DiffFit: Visually-Guided Differentiable Fitting of Molecule Structures to a Cryo-EM Map
Deng Luo - King Abdullah University of Science and Technology, Thuwal, Saudi Arabia
Zainab Alsuwaykit - King Abdullah University of Science and Technology, Thuwal, Saudi Arabia
Dawar Khan - King Abdullah University of Science and Technology, Thuwal, Saudi Arabia
Ondřej Strnad - King Abdullah University of Science and Technology, Thuwal, Saudi Arabia
Tobias Isenberg - Université Paris-Saclay, CNRS, Orsay, France. Inria, Saclay, France
Ivan Viola - King Abdullah University of Science and Technology, Thuwal, Saudi Arabia
Download preprint PDF
Download Supplemental Material
Room: Bayshore I
2024-10-16T14:15:00ZGMT-0600Change your timezone on the schedule page
2024-10-16T14:15:00Z
Fast forward
Full Video
Keywords
Scalar field data, algorithms, application-motivated visualization, process/workflow design, life sciences, health, medicine, biology, structural biology, bioinformatics, genomics, cryo-EM
Abstract
We introduce DiffFit, a differentiable algorithm for fitting protein atomistic structures into an experimental reconstructed Cryo-Electron Microscopy (cryo-EM) volume map. In structural biology, this process is necessary to semi-automatically composite large mesoscale models of complex protein assemblies and complete cellular structures that are based on measured cryo-EM data.
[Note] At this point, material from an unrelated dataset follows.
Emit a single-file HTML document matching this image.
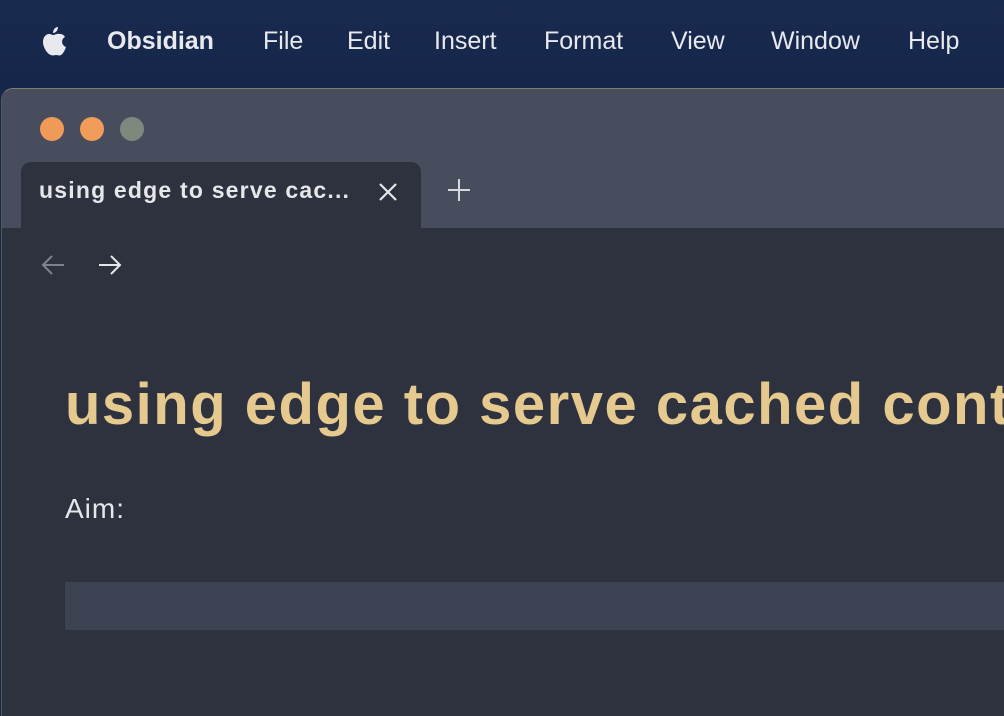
<!DOCTYPE html>
<html><head><meta charset="utf-8"><style>
*{margin:0;padding:0;box-sizing:border-box}
html,body{width:1004px;height:716px;overflow:hidden}
body{background:#162848;font-family:"Liberation Sans",sans-serif;position:relative}
.menu{position:absolute;top:0;left:0;width:1004px;height:88px;background:linear-gradient(#182a4e,#15264a)}
.menu span{position:absolute;top:27px;font-size:25px;color:#e8e9ee}
.win{position:absolute;left:1px;top:88px;width:1010px;height:628px;background:#2e323e;border-radius:12px 0 0 0;border-top:1px solid #7a8070;border-left:1px solid #555a60;overflow:hidden}
.title{position:absolute;left:0;top:0;width:100%;height:139px;background:#474d5d}
.dot{position:absolute;top:28px;width:24px;height:24px;border-radius:50%}
.tab{position:absolute;left:19px;top:73px;width:400px;height:70px;background:#2e323e;border-radius:10px 10px 0 0}
.tabt{position:absolute;left:37px;top:88px;font-size:23px;font-weight:bold;color:#e6e7ea;letter-spacing:1.2px}
.content{position:absolute;left:0;top:139px;width:100%;height:520px;background:#2e323e}
h1{position:absolute;left:63px;top:282px;font-size:58px;font-weight:bold;color:#e5c98f;white-space:nowrap;letter-spacing:1.5px}
.aim{position:absolute;left:63px;top:404px;font-size:28px;color:#e6e7ea;letter-spacing:1px}
.code{position:absolute;left:63px;top:493px;width:960px;height:48px;background:#3d4352}
</style></head><body>
<div class="menu">
<svg style="position:absolute;left:38px;top:25px" width="30" height="34" viewBox="0 0 30 34"><path fill="#e8e9ee" d="M20 2c0 3-2 6-5 6 0-3 2-6 5-6zM15 10c2 0 4-2 7-1 2 0 4 1 5 3-4 2-4 8 1 10-1 3-3 7-5 8-2 1-3 0-5 0s-3 1-5 0C9 29 5 22 5 17c0-5 3-8 6-8 2 0 3 1 4 1z"/></svg>
<span style="left:107px;font-weight:bold">Obsidian</span>
<span style="left:263px">File</span>
<span style="left:347px">Edit</span>
<span style="left:434px">Insert</span>
<span style="left:544px">Format</span>
<span style="left:671px">View</span>
<span style="left:771px">Window</span>
<span style="left:908px">Help</span>
</div>
<div class="win">
<div class="title"></div>
<div class="dot" style="left:38px;background:#f09a58"></div>
<div class="dot" style="left:78px;background:#f29c5a"></div>
<div class="dot" style="left:118px;background:#7e887d"></div>
<div class="tab"></div>
<div class="tabt">using edge to serve cac...</div>
<svg style="position:absolute;left:375px;top:92px" width="22" height="22"><path d="M3 3L19 19M19 3L3 19" stroke="#e6e7ea" stroke-width="2.2"/></svg>
<svg style="position:absolute;left:445px;top:89px" width="24" height="24"><path d="M12 1V23M1 12H23" stroke="#d8d9dc" stroke-width="2"/></svg>
<div class="content"></div>
<svg style="position:absolute;left:38px;top:165px" width="26" height="22"><path d="M24 11H3M12 2L3 11L12 20" stroke="#7d8290" stroke-width="2" fill="none"/></svg>
<svg style="position:absolute;left:95px;top:165px" width="26" height="22"><path d="M2 11H23M14 2L23 11L14 20" stroke="#e6e7ea" stroke-width="2" fill="none"/></svg>
<h1>using edge to serve cached content</h1>
<div class="aim">Aim:</div>
<div class="code"></div>
</div>
</body></html>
The current approaches require manual fitting in three dimensions to start, resulting in approximately aligned structures followed by an automated fine-tuning of the alignment. The DiffFit approach enables domain scientists to fit new structures automatically and visualize the results for inspection and interactive revision. The fitting begins with differentiable three-dimensional (3D) rigid transformations of the protein atom coordinates followed by sampling the density values at the atom coordinates from the target cryo-EM volume. To ensure a meaningful correlation between the sampled densities and the protein structure, we proposed a novel loss function based on a multi-resolution volume-array approach and the exploitation of the negative space. This loss function serves as a critical metric for assessing the fitting quality, ensuring the fitting accuracy and an improved visualization of the results. We assessed the placement quality of DiffFit with several large, realistic datasets and found it to be superior to that of previous methods. We further evaluated our method in two use cases: automating the integration of known composite structures into larger protein complexes and facilitating the fitting of predicted protein domains into volume densities to aid researchers in identifying unknown proteins. We implemented our algorithm as an open-source plugin (github.com/nanovis/DiffFitViewer) in ChimeraX, a leading visualization software in the field. All supplemental materials are available at osf.io/5tx4q.